When do the salient motivations of improving sonic quality, preserving textual nuance, correcting or at least minimizing editorial errors and technical or performance deficiencies, become a tampering with rather than a serving of the material—especially when we are talking about familiar, legacy works of revered, even beloved artists?

In particular, how might such remastering projects engage their historical, embedded and evolving rhetorical situations? That work can involve editors understanding and addressing the projected audience’s knowledge and perception of the artist and their work, as well as personal memories of and opinions about the strengths and limitations of previous versions and releases.

Variant versions, including outtakes and re-edits, circulate in various forms: as material object, online on web sites, or via zip files. All of these complicate the situation. Whether in terms of attention to or actual involvement in the compiling of new versions and variants, audience interest awaits, and perhaps abets, future and potentially damaging re-releases.

In addressing these contingencies the intersections between technological advancement, archival research, and editorial endeavor in remastering projects will be explored.

Joseph Janangelo is Past President of the Council of Writing Program Administrators and a founding member of the CWPA Mentoring Project, which offers graduate students, adjunct and full-time faculty at two and four-year schools professional mentoring opportunities related to teaching, administration and scholarship. Joe is associate professor of English at Loyola University Chicago where he is the English Department’s Director of Assessment and Self-Study, and has served as the Director of Writing Programs.

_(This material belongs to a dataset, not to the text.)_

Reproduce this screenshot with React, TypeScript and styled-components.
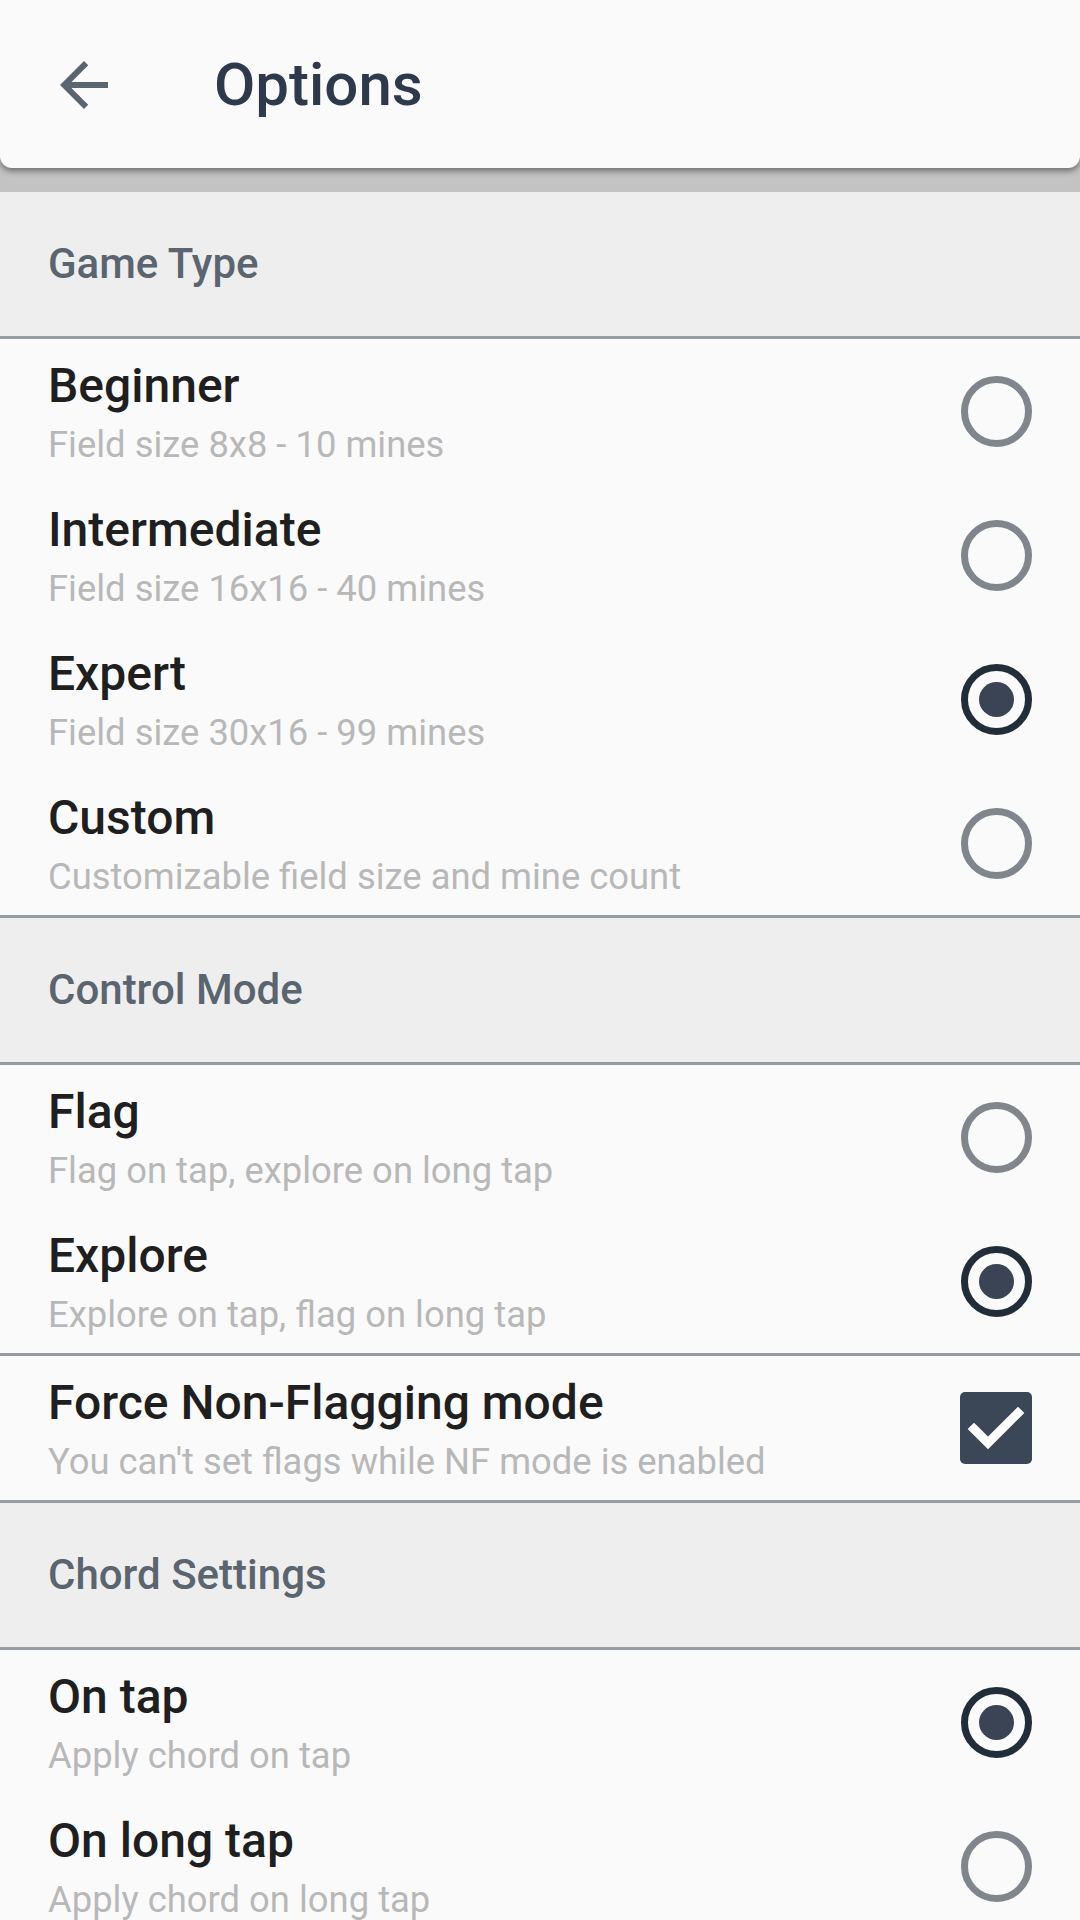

His publications include Resituating Writing: Constructing and Administering Writing Programs and Theoretical and Critical Perspectives on Teacher Change. His work has appeared in College Composition and Communication, College English, Computers and Composition, Journal of Teaching Writing, Kairos: A Journal of Rhetoric, Technology, and Pedagogy, Rhetoric Review, Teaching English in the Two-Year College, The Writing Center Journal, and WPA: Writing Program Administration.